Why Sam Harris Can Make Good Tea, but Only Tea
I enjoyed a very interesting summer. I would like to share with you my experiences. But first, a joke, or, at least, the very first part of a joke: What did the Buddhist ask for on his hotdog? Certain important questions don’t bother us enough. (This is not the punchline. That will come soon.) I spent my summer thinking about them at Claremont McKenna College where, along with some other students, I read an excellent and difficult book called “Natural Right and History” by Leo Strauss. Later on, in Washington D.C., I spent seven weeks studying other books — from Aristotle's “Ethics” to Machiavelli’s “The Prince” — on a program called Hertog.
I pose the following question: How do you make a good cup of tea? The answer depends upon an insignificant dilemma: What constitutes a good cup of tea? This is easily resolved. “Good” here means something that fulfills its function: a good cup of tea is a cup of tea that gets the job done. When I make tea, it is simple. I like it caffeinated because I am tired and I like it unsweetened because I hate myself: a simple tea for a simple function.
I pose, now, a different question which may be entirely the same: How do you make a good society? The answer depends upon a significant dilemma.
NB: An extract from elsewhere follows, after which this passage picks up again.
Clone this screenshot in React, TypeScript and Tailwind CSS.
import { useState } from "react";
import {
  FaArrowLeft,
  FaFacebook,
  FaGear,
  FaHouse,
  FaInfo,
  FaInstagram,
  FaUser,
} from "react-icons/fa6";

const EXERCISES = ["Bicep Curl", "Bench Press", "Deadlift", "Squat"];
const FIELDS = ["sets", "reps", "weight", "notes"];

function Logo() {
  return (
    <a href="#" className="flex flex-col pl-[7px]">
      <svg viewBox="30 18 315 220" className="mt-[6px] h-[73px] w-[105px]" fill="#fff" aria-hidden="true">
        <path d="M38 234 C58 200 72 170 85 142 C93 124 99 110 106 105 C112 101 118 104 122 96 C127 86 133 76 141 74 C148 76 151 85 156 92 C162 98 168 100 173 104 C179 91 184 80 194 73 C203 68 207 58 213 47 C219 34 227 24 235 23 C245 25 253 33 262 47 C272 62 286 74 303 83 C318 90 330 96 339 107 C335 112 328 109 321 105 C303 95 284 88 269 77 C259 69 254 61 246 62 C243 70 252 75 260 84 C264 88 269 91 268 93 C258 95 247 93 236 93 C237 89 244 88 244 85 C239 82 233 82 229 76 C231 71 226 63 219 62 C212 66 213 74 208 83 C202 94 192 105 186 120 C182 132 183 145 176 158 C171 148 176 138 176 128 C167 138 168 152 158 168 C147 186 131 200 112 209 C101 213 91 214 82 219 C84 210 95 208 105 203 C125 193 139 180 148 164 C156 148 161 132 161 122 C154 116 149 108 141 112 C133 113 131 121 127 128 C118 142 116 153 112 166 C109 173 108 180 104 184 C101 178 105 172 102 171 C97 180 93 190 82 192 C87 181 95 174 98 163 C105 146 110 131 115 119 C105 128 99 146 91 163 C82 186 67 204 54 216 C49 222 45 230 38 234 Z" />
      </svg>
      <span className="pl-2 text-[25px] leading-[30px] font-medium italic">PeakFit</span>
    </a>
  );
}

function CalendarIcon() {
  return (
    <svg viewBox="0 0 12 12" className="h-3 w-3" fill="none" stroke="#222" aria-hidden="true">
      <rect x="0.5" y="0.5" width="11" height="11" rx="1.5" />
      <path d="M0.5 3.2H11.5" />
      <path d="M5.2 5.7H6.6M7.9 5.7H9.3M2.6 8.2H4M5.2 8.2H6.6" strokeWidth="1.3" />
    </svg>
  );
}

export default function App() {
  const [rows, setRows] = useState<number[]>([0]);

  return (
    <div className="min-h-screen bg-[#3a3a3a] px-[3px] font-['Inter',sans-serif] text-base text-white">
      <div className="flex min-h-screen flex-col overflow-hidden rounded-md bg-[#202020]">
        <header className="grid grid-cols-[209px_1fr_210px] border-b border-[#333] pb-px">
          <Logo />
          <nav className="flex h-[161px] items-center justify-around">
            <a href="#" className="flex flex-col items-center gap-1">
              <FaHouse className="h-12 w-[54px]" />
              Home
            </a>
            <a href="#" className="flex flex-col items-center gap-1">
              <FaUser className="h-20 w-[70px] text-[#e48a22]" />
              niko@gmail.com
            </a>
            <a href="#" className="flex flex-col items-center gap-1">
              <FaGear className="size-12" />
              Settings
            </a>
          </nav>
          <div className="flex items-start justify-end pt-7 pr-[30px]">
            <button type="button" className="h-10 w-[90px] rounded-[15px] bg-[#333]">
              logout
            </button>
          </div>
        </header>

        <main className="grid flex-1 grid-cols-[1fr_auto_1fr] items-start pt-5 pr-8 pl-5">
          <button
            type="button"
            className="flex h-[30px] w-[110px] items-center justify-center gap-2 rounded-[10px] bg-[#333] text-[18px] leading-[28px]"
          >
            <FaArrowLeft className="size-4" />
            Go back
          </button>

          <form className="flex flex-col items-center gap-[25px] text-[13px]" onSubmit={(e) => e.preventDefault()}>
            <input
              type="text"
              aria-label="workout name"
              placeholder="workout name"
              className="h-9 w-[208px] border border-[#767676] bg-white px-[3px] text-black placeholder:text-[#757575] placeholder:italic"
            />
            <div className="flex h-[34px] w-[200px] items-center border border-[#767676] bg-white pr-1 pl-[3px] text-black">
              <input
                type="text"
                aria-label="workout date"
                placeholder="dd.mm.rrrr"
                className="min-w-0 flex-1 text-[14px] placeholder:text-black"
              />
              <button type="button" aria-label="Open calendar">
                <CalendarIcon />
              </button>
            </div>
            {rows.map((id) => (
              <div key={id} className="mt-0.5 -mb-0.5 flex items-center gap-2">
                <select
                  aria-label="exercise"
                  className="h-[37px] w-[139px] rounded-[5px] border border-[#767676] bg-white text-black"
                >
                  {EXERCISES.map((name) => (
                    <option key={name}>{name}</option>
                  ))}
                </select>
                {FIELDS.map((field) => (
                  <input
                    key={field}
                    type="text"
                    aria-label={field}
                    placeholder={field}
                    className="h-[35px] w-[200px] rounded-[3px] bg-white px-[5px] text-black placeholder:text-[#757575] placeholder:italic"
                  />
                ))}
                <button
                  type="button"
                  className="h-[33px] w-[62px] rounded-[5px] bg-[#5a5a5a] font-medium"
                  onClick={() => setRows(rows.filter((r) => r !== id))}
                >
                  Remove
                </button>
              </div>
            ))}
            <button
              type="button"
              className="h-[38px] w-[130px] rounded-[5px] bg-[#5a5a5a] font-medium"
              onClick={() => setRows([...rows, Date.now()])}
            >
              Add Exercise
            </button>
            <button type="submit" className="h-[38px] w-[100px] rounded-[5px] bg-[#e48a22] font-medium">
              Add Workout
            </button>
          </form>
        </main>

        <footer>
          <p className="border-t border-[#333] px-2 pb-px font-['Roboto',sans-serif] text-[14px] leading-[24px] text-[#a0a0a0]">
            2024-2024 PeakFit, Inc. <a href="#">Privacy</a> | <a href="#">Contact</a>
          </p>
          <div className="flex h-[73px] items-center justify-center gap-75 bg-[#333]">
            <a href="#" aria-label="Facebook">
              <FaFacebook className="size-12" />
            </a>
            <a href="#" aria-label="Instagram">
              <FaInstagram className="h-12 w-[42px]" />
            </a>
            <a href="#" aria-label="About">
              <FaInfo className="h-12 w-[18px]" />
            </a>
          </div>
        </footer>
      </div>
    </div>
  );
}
What constitutes a good society? “Good” here may mean something that fulfills its function, but it may mean something else.
The Buddhist asks for everything on his hotdog. If you didn’t get this one, here’s another: The Buddhist hands the hotdog vender a fifty-dollar bill and waits for his change, but it never comes. The Buddhist says, “Hey! Where’s my change?” To which to the hotdog vender replies: “Ah, no, sir. Change comes only from within.” Do we see the question of the good tea and the good society as the same or are they entirely different? Are we using “good” in the same way? Or, like the hot dog vendor, have we conflated what ought to remain separate and equated that which ought to have been distinct?
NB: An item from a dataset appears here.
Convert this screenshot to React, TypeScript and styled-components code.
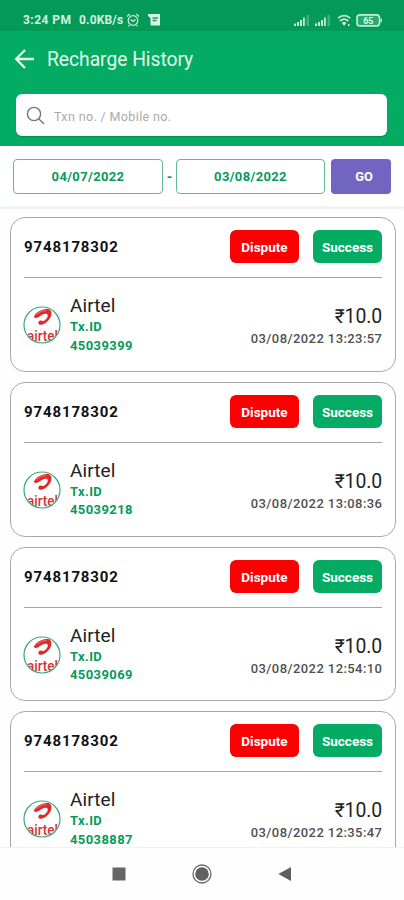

These issues lie at the center of classical political philosophy. What is “good”? In posing this question, we are not looking for a list of good things or criteria by which things qualify to be on this list. We are looking for something more abstract. To illustrate what I mean, consider the distinction between fact and preference. When I say “Murder is bad” and then follow up and say, “Also, borscht is bad,” have I used the word bad here in two different ways or one?
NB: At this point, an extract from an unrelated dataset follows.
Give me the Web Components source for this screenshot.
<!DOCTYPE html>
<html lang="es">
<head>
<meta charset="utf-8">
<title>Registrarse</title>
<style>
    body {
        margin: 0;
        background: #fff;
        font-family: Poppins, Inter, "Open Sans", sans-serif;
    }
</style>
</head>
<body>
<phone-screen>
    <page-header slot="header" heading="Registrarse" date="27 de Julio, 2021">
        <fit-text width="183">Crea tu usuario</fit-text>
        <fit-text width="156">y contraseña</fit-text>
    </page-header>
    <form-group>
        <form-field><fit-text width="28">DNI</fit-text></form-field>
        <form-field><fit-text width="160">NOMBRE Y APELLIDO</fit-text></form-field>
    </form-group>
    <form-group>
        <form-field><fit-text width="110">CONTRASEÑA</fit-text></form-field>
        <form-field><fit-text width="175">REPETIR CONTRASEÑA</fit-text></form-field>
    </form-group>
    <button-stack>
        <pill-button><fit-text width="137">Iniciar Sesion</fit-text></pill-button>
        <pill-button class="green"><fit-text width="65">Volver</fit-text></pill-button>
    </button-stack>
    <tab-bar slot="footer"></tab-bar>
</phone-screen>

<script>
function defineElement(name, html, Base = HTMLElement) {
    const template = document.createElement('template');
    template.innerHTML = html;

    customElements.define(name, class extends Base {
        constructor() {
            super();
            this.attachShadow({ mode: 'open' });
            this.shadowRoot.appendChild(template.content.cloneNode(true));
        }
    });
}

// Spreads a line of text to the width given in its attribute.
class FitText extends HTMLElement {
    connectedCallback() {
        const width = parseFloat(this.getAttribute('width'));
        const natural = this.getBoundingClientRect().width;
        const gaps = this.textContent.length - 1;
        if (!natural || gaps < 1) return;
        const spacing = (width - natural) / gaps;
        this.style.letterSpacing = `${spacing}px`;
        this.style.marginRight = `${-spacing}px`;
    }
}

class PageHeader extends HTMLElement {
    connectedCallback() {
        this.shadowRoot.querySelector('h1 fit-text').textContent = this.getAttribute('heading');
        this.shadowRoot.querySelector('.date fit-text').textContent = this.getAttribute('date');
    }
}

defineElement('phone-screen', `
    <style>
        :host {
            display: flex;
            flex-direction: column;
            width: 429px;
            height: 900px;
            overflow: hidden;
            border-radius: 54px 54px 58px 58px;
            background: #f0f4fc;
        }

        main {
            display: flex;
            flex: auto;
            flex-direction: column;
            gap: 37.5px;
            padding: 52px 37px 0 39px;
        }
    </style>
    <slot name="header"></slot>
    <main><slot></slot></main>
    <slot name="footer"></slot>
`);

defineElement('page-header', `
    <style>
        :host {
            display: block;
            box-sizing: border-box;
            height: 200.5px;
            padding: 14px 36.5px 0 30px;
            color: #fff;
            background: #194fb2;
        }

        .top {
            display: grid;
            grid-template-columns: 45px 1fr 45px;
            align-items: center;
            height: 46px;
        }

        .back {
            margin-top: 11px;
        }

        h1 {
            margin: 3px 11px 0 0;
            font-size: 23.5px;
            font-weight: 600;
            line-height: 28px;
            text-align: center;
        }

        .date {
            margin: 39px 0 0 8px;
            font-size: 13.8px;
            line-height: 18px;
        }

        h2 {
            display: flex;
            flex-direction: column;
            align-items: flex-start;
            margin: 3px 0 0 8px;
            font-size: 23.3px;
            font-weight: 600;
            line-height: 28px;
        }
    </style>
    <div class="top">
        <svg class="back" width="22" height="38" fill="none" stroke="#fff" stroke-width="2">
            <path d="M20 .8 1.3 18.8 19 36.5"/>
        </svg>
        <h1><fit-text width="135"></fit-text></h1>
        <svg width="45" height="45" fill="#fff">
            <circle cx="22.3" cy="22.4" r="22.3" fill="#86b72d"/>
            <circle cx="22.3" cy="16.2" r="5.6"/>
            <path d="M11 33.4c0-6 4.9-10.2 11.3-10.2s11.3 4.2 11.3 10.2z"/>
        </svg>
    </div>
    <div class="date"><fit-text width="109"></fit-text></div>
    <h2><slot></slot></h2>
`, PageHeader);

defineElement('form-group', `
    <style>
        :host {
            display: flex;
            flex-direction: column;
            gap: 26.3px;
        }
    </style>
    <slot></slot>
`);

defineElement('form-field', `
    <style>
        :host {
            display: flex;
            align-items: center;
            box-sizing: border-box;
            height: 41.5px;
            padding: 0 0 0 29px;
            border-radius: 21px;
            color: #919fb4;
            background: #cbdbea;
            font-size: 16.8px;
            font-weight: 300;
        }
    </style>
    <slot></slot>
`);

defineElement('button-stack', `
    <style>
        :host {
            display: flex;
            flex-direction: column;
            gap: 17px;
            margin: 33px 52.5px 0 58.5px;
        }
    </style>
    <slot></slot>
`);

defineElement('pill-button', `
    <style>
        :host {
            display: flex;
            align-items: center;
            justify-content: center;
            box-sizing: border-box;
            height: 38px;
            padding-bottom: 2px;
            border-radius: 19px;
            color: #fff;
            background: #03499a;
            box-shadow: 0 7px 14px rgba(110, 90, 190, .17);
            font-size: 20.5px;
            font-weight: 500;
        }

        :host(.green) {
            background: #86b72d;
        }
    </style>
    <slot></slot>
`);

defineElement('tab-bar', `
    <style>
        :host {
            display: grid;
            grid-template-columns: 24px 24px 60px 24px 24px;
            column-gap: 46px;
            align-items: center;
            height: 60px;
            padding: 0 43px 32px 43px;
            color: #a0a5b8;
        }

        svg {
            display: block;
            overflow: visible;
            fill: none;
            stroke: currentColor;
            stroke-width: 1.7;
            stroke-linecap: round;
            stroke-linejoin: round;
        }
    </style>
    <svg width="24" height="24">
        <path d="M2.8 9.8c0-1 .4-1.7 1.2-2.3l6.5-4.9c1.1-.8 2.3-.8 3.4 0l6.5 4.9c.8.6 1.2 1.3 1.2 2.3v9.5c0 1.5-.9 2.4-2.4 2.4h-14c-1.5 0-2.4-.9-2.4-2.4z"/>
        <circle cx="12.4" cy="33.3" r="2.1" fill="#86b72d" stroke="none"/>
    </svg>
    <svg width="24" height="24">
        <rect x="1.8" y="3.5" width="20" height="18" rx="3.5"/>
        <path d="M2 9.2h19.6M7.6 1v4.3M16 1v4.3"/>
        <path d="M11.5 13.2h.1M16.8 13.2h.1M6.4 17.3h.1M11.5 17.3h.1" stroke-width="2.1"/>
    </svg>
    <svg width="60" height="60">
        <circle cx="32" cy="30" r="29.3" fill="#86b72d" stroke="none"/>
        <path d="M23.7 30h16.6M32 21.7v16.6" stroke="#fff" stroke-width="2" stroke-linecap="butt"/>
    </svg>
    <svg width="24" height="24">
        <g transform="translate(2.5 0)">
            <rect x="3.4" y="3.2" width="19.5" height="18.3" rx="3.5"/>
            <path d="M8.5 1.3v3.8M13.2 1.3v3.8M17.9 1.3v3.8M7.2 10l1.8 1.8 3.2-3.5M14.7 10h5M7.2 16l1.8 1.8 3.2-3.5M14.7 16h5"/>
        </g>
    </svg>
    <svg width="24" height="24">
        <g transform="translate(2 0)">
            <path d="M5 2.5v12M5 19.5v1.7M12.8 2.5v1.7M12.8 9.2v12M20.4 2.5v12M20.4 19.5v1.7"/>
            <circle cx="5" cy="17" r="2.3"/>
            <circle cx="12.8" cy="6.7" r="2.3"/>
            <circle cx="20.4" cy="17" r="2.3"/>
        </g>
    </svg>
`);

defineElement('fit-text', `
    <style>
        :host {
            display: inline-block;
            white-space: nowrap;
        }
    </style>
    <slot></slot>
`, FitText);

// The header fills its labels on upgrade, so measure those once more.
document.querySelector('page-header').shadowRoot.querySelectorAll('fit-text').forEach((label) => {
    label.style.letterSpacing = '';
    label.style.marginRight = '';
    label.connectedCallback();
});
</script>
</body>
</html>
As frum Jews, we sympathize with those who draw a distinction. “Murder is bad” is a fact of the Universe, much as the equation “1+1=2” is a fact of the universe. “Borscht is bad,” is not a fact of the universe. At best, we can say “I prefer not to eat borscht,” which is a fact of the universe but one of a different order. Facts of the universe such as “Murder is bad” (if indeed it is a fact) are true without being contingent upon my preference. Which is to say, whether I like murder or not, it is still bad. Facts of the universe, such as “borscht is bad,” are true if and only if I mean to express “I don’t like the taste of borscht,” and I do not in fact like it. Thus, it is contingent upon my preferences.
Is “the good” a preference or is “the good” a fact? This was one of the questions I spent my summer thinking about. Aristotle, in his book titled “Nicomachean Ethics,” believes that the good is a fact. Aristotle believes that there is a way that you should live, and he calls this way of living eudaimonia. This word has been conventionally translated as “happiness,” but I will translate it here as “well-being.” Every reasonable person believes in well-being, which is to say that certain ways of living are better than others. But not everyone agrees on what sort of word “better” is.
Sam Harris, a popular author, takes a reductive view of well-being. By this, I mean he understands well-being as a state-of-consciousness. To borrow one of his analogies, we consider health to be a state of the body. Likewise, in Harris’ view, well-being is a state-of-consciousness. This state will include experiences of happiness, awe, love, etc. It will not include things like misery, pain, depression, etc. However, left out on this model is any fact of the ought sort. It relies on preference. Which is to say, we should prefer certain states of consciousness (those we identify with “well-being”) to others (those we identify with “bad”). But why ought we prefer these things? Harris’ system cannot resolve this question.
Instead, all he can do is say we do in fact prefer these things. He spends time and energy trying to think about what sort of world would be most conducive to this well-being. In this regard, his view enjoys (suffers from?) concord with the views of John Mackie and Bertrand Russell, who believed we should express value judgments in the “optative mood.” By this, I mean it is not correct to say “I ought not murder.” Instead, it is correct to say “I ought not murder in order to have the state-of-consciousness I prefer.”
Sam Harris can make good tea because we take “good” here to mean the tea I prefer or the tea I require to achieve something I prefer. But Sam Harris cannot be good in the higher sense of the word, in the sense where good transcends preference and is a fact of the universe. He can act that way, but he acts that way for something else: his preferred state of consciousness. Remove that goal, and he no longer has a reason to act that way. On Harris’ view, what grounds moral claims is their consequence to our conscious. Morality, on this view, does not rise above the human theatre, but is instead shackled inside the fleshy matter in our skulls. Is this view correct?
This is what I spent my summer thinking about, and if you’ve made it to the end of this article, you may want to spend your next summer thinking about these things too.